Graz - Das Fernsehen zu Hause nimmt dank der Heimkinotechnologie immer stärker den Charakter des Kinobesuchs an. Das heißt auch, dass der vom Fernsehen gekaufte und für seine Bedürfnisse zurechtgemachte große, sozusagen "Show"-Fußball, sich seinerseits dem Kino und seinen Betrachtungsweisen nähert. "Aber warum gibt es keine ordentlichen Fußballfilme im Kino?"

Third Places

Solche und andere Fragen an den Rändern des Zuhause, des Arbeitsplatzes und des öffentlichen, kommunikativen, informellen Raumes stellen die Organisatoren und Teilnehmer der Veranstaltungsreihe Third Places (vom 9. 10. bis 7. 11.) im Rahmen des steirischen herbstes in Graz.

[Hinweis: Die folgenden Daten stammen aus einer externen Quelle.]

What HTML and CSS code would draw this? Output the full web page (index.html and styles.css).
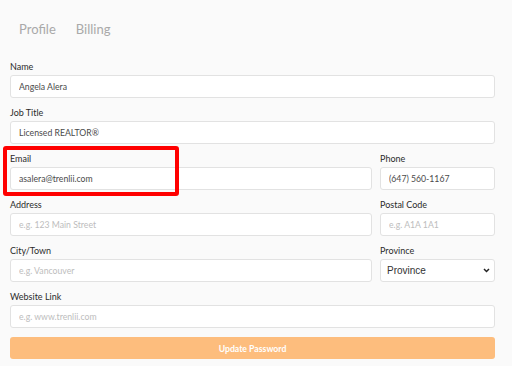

An den Beginn der Auseinandersetzung, die beispielsweise die DJs Chris Duller (vormals Falter-Musikchef, jetzt Ton um Ton) und Michael Hatz (Admira-Kapitän) zusammenbringt, frühe Popfilme (Nonstopkino, 22. 10.) dem Fußballfilm (Nonstop-Kino, 24. 10., ab 11) gegenüberstellt, platzierte man also eine Diskussion, in der unter anderem der Filmemacher Piet Fuchs (Rudi Rastlos - Der Ball rollt für Ruanda) und der Filmpublizist und Fußballfanatiker (1. FC Köln!) Olaf Möller über die Eignung des Fußballs für das Medium Film diskutierten.

Zweiter, dritter Raum

Beide kamen überein, dass die Verortung des "dritten Raums" eine vorläufige Benennung darstellt. Für Profis wie den Afrikaner Benni Akwuegbu, der unter nicht gerade sympathischen Umständen vom GAK verabschiedet wurde, stellt der Fußballplatz ja den zweiten, den Arbeitsraum, dar. Auf den er unter Umständen, so die Frage der zweiten Diskussionsrunde am Sonntag, keinen Anspruch hat. Weil die Ressentiments der Österreicher erstrangig sein könnten.

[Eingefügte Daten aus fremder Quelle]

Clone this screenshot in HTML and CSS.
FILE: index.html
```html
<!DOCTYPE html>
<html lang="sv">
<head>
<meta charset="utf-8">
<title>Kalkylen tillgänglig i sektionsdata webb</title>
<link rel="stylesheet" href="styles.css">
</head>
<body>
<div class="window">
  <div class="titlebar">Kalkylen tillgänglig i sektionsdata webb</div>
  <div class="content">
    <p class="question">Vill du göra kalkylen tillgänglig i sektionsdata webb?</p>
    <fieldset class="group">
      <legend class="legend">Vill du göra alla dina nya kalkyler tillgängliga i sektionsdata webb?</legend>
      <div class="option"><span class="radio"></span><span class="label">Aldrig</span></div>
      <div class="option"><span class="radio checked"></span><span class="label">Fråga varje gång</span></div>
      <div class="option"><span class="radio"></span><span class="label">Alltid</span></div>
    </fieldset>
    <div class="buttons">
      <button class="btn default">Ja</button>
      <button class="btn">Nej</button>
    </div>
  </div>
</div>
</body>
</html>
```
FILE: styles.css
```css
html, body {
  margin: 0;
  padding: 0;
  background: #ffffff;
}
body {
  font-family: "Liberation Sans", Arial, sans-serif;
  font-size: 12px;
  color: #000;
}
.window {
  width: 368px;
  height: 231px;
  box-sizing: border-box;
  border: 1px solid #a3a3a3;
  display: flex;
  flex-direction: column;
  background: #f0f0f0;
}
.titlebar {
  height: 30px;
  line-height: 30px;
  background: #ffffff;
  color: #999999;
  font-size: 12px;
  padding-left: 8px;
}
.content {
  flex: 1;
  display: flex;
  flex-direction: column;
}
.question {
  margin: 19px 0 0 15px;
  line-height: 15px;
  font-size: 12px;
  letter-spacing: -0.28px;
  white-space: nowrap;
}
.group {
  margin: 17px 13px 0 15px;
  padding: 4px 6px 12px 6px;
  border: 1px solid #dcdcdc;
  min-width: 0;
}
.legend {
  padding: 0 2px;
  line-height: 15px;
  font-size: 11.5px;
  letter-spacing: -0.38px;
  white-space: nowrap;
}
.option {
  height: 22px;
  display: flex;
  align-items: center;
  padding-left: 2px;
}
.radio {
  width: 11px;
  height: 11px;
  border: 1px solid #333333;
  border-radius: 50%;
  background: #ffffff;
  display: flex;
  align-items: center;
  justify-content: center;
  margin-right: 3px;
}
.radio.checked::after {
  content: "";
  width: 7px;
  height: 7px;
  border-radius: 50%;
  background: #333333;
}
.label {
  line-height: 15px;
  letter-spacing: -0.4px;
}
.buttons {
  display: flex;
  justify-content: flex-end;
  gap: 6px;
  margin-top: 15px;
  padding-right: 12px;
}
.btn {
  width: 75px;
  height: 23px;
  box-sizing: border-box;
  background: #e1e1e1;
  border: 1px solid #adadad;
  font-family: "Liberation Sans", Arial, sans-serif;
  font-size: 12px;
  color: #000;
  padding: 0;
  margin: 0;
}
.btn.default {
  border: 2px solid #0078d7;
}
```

So lassen sich an den fluktuierenden Beziehungen des individuellen Raum-Netzwerks (freizeit-)kulturelle, historische, wirtschaftliche, ja normative Veränderungen deutlich ablesen.

Mehrwert

Oder lässt sich die Beeinflussung der Third Places gar als Anstoß für eine weiter gehende Umdeutung bis hin zum (äußeren und inneren) Zuhause nutzen. Enthalten Kino (Video), Musik (MTV) und Fußball mehr Wert als den der Unterhaltung?

Das Stadion, so viel zeigt auch diese Veranstaltung, hat in den vergangenen zwanzig Jahren einen unumkehrbaren Wandel vom primären Erlebnisort zur Kulisse (für TV-"Live-Spiele", VIP-Logen) erfahren. Die Käfige der Hooligans und die Stehplätze der Fans bilden Reservate eines untergegangenen oder anachronistischen Abenteuers.

Hicke

Rapid-Trainer Josef Hickersberger schließlich bot beim "herbst" quasi als Innensicht das Resümee seiner sieben Jahre dauernden Wanderung durch die Welt (inklusive Stationen in Bahrain, Ägypten, VAR oder Katar): "Ich habe sehr viel an Toleranz gelernt."

Der Zuseher wandelt sich auf seiner Fahrt durch den Großmarkt der Third Places zum Konsumenten. Oder, wie der Kultursoziologe Roman Horak zu sagen pflegt: "Im Fußball wie im Kino steckt jede Menge Welt."